**Work to be completed**. Scan the data below for the string "index". Copy every line where it appears.

**Material provided**.

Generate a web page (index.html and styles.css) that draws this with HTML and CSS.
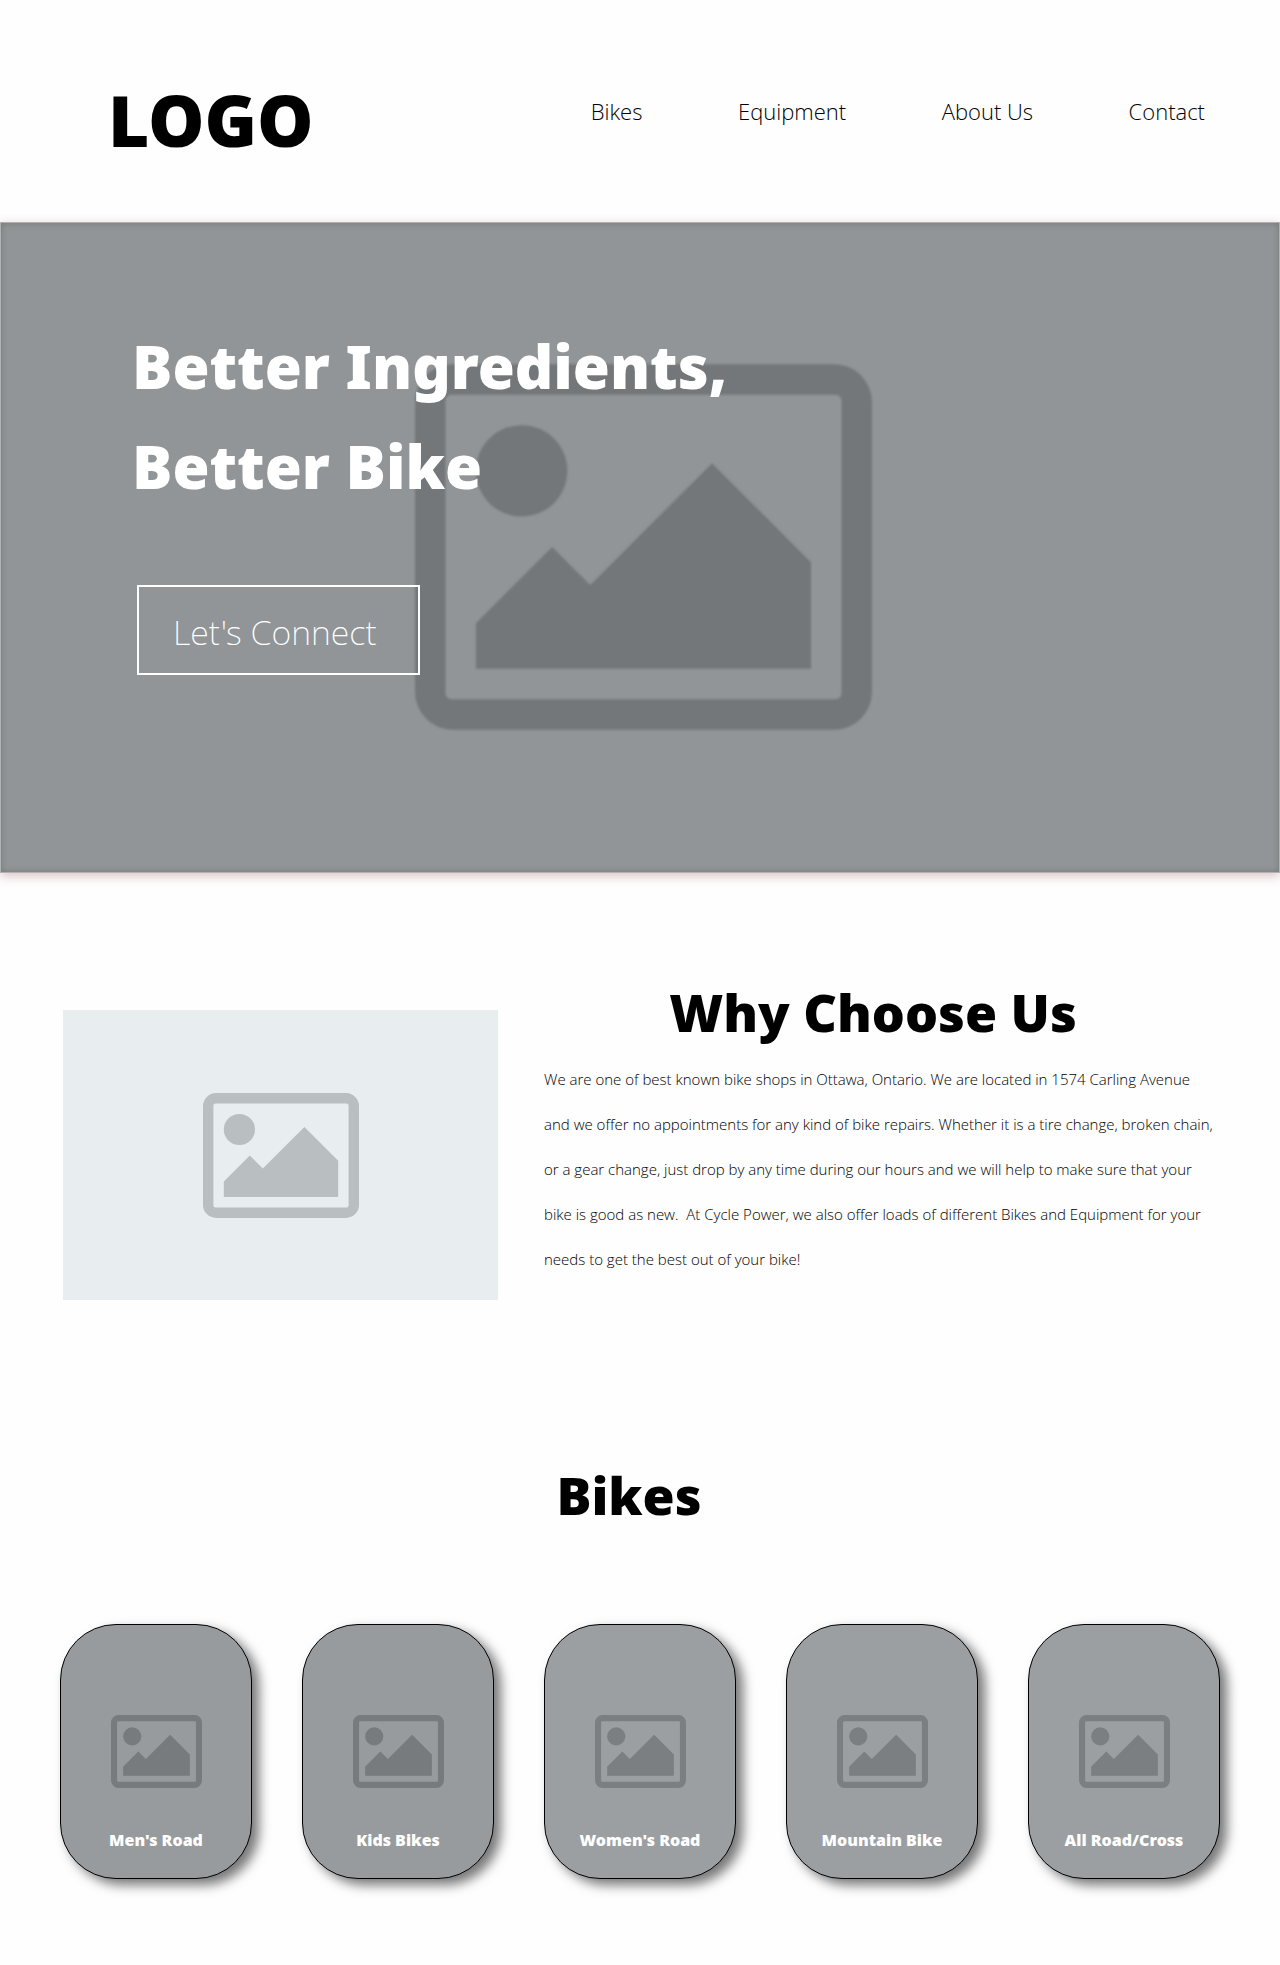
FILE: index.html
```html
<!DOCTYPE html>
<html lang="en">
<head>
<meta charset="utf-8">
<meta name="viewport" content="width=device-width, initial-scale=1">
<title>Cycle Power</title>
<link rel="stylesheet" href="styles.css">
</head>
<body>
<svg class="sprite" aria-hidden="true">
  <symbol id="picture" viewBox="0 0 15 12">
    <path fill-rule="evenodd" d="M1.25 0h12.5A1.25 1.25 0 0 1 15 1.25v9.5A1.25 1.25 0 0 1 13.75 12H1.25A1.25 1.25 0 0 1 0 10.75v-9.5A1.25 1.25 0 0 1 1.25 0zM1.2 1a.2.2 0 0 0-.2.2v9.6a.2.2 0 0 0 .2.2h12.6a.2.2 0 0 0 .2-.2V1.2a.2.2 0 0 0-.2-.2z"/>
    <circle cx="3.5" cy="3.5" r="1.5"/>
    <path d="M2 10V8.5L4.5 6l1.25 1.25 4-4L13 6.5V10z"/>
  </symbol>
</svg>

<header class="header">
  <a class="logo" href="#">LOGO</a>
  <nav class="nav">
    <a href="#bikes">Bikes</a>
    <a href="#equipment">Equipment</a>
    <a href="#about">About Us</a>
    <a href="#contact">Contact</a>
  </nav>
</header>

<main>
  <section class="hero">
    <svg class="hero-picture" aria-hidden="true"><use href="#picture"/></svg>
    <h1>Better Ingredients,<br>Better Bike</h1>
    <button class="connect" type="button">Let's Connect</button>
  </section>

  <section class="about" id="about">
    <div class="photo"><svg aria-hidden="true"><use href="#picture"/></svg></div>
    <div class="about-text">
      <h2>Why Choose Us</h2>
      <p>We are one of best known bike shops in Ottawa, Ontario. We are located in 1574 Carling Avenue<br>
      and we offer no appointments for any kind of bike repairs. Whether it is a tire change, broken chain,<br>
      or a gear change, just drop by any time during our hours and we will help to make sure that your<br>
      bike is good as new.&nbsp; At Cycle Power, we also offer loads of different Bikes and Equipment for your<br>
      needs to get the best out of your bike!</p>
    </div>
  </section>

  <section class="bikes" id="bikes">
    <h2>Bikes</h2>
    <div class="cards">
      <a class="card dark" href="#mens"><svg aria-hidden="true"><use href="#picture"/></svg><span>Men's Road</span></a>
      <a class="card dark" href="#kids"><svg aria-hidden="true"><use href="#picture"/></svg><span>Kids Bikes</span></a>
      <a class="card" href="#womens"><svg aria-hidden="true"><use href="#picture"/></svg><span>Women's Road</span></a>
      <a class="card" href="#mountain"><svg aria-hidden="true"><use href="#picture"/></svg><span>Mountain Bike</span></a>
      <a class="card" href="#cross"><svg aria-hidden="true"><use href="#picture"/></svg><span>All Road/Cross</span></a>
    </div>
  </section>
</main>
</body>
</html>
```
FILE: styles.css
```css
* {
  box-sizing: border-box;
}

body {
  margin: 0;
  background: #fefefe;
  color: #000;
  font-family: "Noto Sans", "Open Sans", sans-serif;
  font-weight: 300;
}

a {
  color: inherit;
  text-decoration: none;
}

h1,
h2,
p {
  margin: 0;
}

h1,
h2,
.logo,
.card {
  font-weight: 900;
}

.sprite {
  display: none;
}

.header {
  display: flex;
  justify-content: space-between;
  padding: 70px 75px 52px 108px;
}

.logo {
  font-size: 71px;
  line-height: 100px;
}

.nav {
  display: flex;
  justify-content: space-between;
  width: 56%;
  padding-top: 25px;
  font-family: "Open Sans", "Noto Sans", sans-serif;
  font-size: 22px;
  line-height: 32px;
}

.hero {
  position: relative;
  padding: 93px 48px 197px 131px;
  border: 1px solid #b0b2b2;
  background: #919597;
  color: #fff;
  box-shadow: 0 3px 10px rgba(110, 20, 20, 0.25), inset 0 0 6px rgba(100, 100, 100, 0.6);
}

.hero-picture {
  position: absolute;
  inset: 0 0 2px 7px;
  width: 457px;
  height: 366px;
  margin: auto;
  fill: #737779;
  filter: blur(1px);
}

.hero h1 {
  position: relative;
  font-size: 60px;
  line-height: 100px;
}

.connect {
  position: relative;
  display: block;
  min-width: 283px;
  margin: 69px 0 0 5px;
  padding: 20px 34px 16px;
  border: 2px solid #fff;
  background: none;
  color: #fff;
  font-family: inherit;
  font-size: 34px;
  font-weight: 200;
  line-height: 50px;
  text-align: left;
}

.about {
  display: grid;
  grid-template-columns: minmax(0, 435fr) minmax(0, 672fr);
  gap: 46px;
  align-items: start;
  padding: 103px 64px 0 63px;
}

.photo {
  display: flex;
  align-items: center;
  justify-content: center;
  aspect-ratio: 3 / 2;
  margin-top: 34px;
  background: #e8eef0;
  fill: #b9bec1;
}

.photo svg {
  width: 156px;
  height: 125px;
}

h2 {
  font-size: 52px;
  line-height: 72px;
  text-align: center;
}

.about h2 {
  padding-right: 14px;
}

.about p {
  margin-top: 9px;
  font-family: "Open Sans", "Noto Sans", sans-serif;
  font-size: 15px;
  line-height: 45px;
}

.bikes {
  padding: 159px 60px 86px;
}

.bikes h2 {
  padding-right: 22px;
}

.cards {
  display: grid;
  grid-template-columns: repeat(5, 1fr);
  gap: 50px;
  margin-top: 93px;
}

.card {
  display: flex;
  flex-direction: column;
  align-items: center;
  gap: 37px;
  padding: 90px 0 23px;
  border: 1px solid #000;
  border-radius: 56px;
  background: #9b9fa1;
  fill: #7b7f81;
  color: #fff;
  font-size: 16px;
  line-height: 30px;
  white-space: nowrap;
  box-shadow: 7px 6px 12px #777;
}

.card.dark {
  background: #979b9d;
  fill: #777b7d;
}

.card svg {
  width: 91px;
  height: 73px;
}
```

**Problem solution**.
Generate a web page (index.html and styles.css) that draws this with HTML and CSS.
FILE: index.html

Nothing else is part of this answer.